Task brief:
Copy the data that follows exactly. Include no pictures.

Supplied material:

——

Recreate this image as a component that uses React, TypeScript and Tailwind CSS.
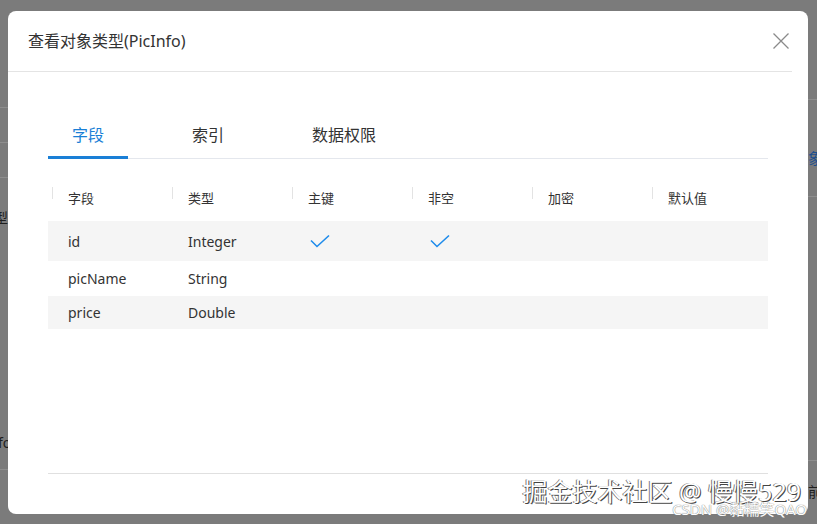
const columns = ['字段', '类型', '主键', '非空', '加密', '默认值'];

const rows = [
  { name: 'id', type: 'Integer', pk: true, notNull: true, h: 'h-[40px]', bg: 'bg-[#f5f5f5]' },
  { name: 'picName', type: 'String', pk: false, notNull: false, h: 'h-[35px]', bg: 'bg-white' },
  { name: 'price', type: 'Double', pk: false, notNull: false, h: 'h-[33px]', bg: 'bg-[#f5f5f5]' },
];

const tabs = ['字段', '索引', '数据权限'];

function Check() {
  return (
    <svg width="24" height="14" viewBox="0 0 24 14" fill="none" className="ml-[20px]">
      <polyline points="3,6.5 9,12.5 21,1.5" stroke="#1f8ceb" strokeWidth="1.6" fill="none" />
    </svg>
  );
}

function CloseIcon() {
  return (
    <svg width="16" height="16" viewBox="0 0 16 16" fill="none">
      <path d="M0.5 0.5 L15.5 15.5 M15.5 0.5 L0.5 15.5" stroke="#8a8a8a" strokeWidth="1.3" />
    </svg>
  );
}

function LeftStrip() {
  return (
    <div className="w-[8px] shrink-0 flex flex-col overflow-hidden">
      <div className="h-[108px] border-b border-[#8e8e8e]" />
      <div className="h-[35px] border-b border-[#8e8e8e]" />
      <div className="h-[35px] border-b border-[#8e8e8e]" />
      <div className="h-[32px]" />
      <div className="h-[16px] text-[14px] leading-[16px] text-[#1e1e1e] -ml-[6px] whitespace-nowrap">型</div>
      <div className="h-[209px]" />
      <div className="h-[16px] text-[14px] leading-[16px] text-[#1e1e1e] -ml-[2px] whitespace-nowrap">fo</div>
      <div className="h-[19px] border-b border-[#8e8e8e]" />
    </div>
  );
}

function RightStrip() {
  return (
    <div className="w-[9px] shrink-0 flex flex-col overflow-hidden">
      <div className="h-[100px] border-b border-[#8e8e8e]" />
      <div className="h-[50px]" />
      <div className="h-[17px] text-[15px] leading-[17px] text-[#1d4f8f] whitespace-nowrap">象</div>
      <div className="h-[30px] border-b border-[#8e8e8e]" />
      <div className="h-[264px] border-b border-[#8e8e8e]" />
      <div className="h-[23px]" />
      <div className="h-[16px] text-[14px] leading-[16px] text-[#1e1e1e] whitespace-nowrap">前</div>
    </div>
  );
}

export default function App() {
  return (
    <div className="relative w-[817px] h-[524px] overflow-hidden bg-[#7b7b7b] font-['Noto_Sans','Noto_Sans_CJK_SC',sans-serif]">
      <div className="flex h-full">
        <LeftStrip />

        <div className="pt-[11px]">
          <div className="w-[800px] h-[503px] bg-white rounded-[8px] flex flex-col">
            {/* header */}
            <div className="h-[61px] mr-[16px] pl-[20px] pr-[3px] border-b border-[#e4e4e4] flex items-center justify-between">
              <span className="text-[16px] text-[#333]">查看对象类型(PicInfo)</span>
              <CloseIcon />
            </div>

            {/* body */}
            <div className="px-[40px] pt-[41px] flex-1 flex flex-col">
              <div className="flex gap-[40px] border-b border-[#e4e7ed]">
                {tabs.map((t, i) => (
                  <div
                    key={t}
                    className={
                      i === 0
                        ? 'px-[24px] h-[46px] flex items-center text-[16px] -mb-px border-b-[3px] border-[#1a7fd6] text-[#1a7fd6]'
                        : 'px-[24px] h-[46px] flex items-center text-[16px] -mb-px border-b-[3px] border-transparent text-[#333]'
                    }
                  >
                    {t}
                  </div>
                ))}
              </div>

              <div className="mt-[18px]">
                <div className="grid grid-cols-6 h-[44px]">
                  {columns.map((c) => (
                    <div key={c} className="flex items-center pl-[4px]">
                      <div className="w-px h-[12px] bg-[#e3e3e3] mb-[13px]" />
                      <span className="ml-[15px] text-[13px] text-[#333]">{c}</span>
                    </div>
                  ))}
                </div>
                {rows.map((r) => (
                  <div key={r.name} className={`grid grid-cols-6 ${r.h} ${r.bg}`}>
                    <div className="flex items-center pl-[20px] text-[14px] text-[#333]">{r.name}</div>
                    <div className="flex items-center pl-[20px] text-[14px] text-[#333]">{r.type}</div>
                    <div className="flex items-center">{r.pk && <Check />}</div>
                    <div className="flex items-center">{r.notNull && <Check />}</div>
                    <div />
                    <div />
                  </div>
                ))}
              </div>

              <div className="flex-1" />
              <div className="border-b border-[#e0e0e0] mb-[40px]" />
            </div>
          </div>
        </div>

        <RightStrip />
      </div>

      {/* watermarks */}
      <div className="absolute right-[16px] top-[476px] text-[25px] leading-[30px] text-white whitespace-nowrap [text-shadow:1px_1px_0_#444,-1px_0_0_#777]">
        掘金技术社区 @ 慢慢529
      </div>
      <div className="absolute right-[10px] top-[500px] text-[15px] leading-[18px] text-white whitespace-nowrap [text-shadow:0_0_1px_#888,0_0_1px_#888]">
        CSDN @黏糯笑QAO
      </div>
    </div>
  );
}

——

Task output:
Recreate this image as a component that uses React, TypeScript and Tailwind CSS.
const columns = ['字段', '类型', '主键', '非空', '加密', '默认值'];

const rows = [
  { name: 'id', type: 'Integer', pk: true, notNull: true, h: 'h-[40px]', bg: 'bg-[#f5f5f5]' },
  { name: 'picName', type: 'String', pk: false, notNull: false, h: 'h-[35px]', bg: 'bg-white' },
  { name: 'price', type: 'Double', pk: false, notNull: false, h: 'h-[33px]', bg: 'bg-[#f5f5f5]' },
];

const tabs = ['字段', '索引', '数据权限'];

function Check() {
  return (
    <svg width="24" height="14" viewBox="0 0 24 14" fill="none" className="ml-[20px]">
      <polyline points="3,6.5 9,12.5 21,1.5" stroke="#1f8ceb" strokeWidth="1.6" fill="none" />
    </svg>
  );
}

function CloseIcon() {
  return (
    <svg width="16" height="16" viewBox="0 0 16 16" fill="none">
      <path d="M0.5 0.5 L15.5 15.5 M15.5 0.5 L0.5 15.5" stroke="#8a8a8a" strokeWidth="1.3" />
    </svg>
  );
}

function LeftStrip() {
  return (
    <div className="w-[8px] shrink-0 flex flex-col overflow-hidden">
      <div className="h-[108px] border-b border-[#8e8e8e]" />
      <div className="h-[35px] border-b border-[#8e8e8e]" />
      <div className="h-[35px] border-b border-[#8e8e8e]" />
      <div className="h-[32px]" />
      <div className="h-[16px] text-[14px] leading-[16px] text-[#1e1e1e] -ml-[6px] whitespace-nowrap">型</div>
      <div className="h-[209px]" />
      <div className="h-[16px] text-[14px] leading-[16px] text-[#1e1e1e] -ml-[2px] whitespace-nowrap">fo</div>
      <div className="h-[19px] border-b border-[#8e8e8e]" />
    </div>
  );
}

function RightStrip() {
  return (
    <div className="w-[9px] shrink-0 flex flex-col overflow-hidden">
      <div className="h-[100px] border-b border-[#8e8e8e]" />
      <div className="h-[50px]" />
      <div className="h-[17px] text-[15px] leading-[17px] text-[#1d4f8f] whitespace-nowrap">象</div>
      <div className="h-[30px] border-b border-[#8e8e8e]" />
      <div className="h-[264px] border-b border-[#8e8e8e]" />
      <div className="h-[23px]" />
      <div className="h-[16px] text-[14px] leading-[16px] text-[#1e1e1e] whitespace-nowrap">前</div>
    </div>
  );
}

export default function App() {
  return (
    <div className="relative w-[817px] h-[524px] overflow-hidden bg-[#7b7b7b] font-['Noto_Sans','Noto_Sans_CJK_SC',sans-serif]">
      <div className="flex h-full">
        <LeftStrip />

        <div className="pt-[11px]">
          <div className="w-[800px] h-[503px] bg-white rounded-[8px] flex flex-col">
            {/* header */}
            <div className="h-[61px] mr-[16px] pl-[20px] pr-[3px] border-b border-[#e4e4e4] flex items-center justify-between">
              <span className="text-[16px] text-[#333]">查看对象类型(PicInfo)</span>
              <CloseIcon />
            </div>

            {/* body */}
            <div className="px-[40px] pt-[41px] flex-1 flex flex-col">
              <div className="flex gap-[40px] border-b border-[#e4e7ed]">
                {tabs.map((t, i) => (
                  <div
                    key={t}
                    className={
                      i === 0
                        ? 'px-[24px] h-[46px] flex items-center text-[16px] -mb-px border-b-[3px] border-[#1a7fd6] text-[#1a7fd6]'
                        : 'px-[24px] h-[46px] flex items-center text-[16px] -mb-px border-b-[3px] border-transparent text-[#333]'
                    }
                  >
                    {t}
                  </div>
                ))}
              </div>

              <div className="mt-[18px]">
                <div className="grid grid-cols-6 h-[44px]">
                  {columns.map((c) => (
                    <div key={c} className="flex items-center pl-[4px]">
                      <div className="w-px h-[12px] bg-[#e3e3e3] mb-[13px]" />
                      <span className="ml-[15px] text-[13px] text-[#333]">{c}</span>
                    </div>
                  ))}
                </div>
                {rows.map((r) => (
                  <div key={r.name} className={`grid grid-cols-6 ${r.h} ${r.bg}`}>
                    <div className="flex items-center pl-[20px] text-[14px] text-[#333]">{r.name}</div>
                    <div className="flex items-center pl-[20px] text-[14px] text-[#333]">{r.type}</div>
                    <div className="flex items-center">{r.pk && <Check />}</div>
                    <div className="flex items-center">{r.notNull && <Check />}</div>
                    <div />
                    <div />
                  </div>
                ))}
              </div>

              <div className="flex-1" />
              <div className="border-b border-[#e0e0e0] mb-[40px]" />
            </div>
          </div>
        </div>

        <RightStrip />
      </div>

      {/* watermarks */}
      <div className="absolute right-[16px] top-[476px] text-[25px] leading-[30px] text-white whitespace-nowrap [text-shadow:1px_1px_0_#444,-1px_0_0_#777]">
        掘金技术社区 @ 慢慢529
      </div>
      <div className="absolute right-[10px] top-[500px] text-[15px] leading-[18px] text-white whitespace-nowrap [text-shadow:0_0_1px_#888,0_0_1px_#888]">
        CSDN @黏糯笑QAO
      </div>
    </div>
  );
}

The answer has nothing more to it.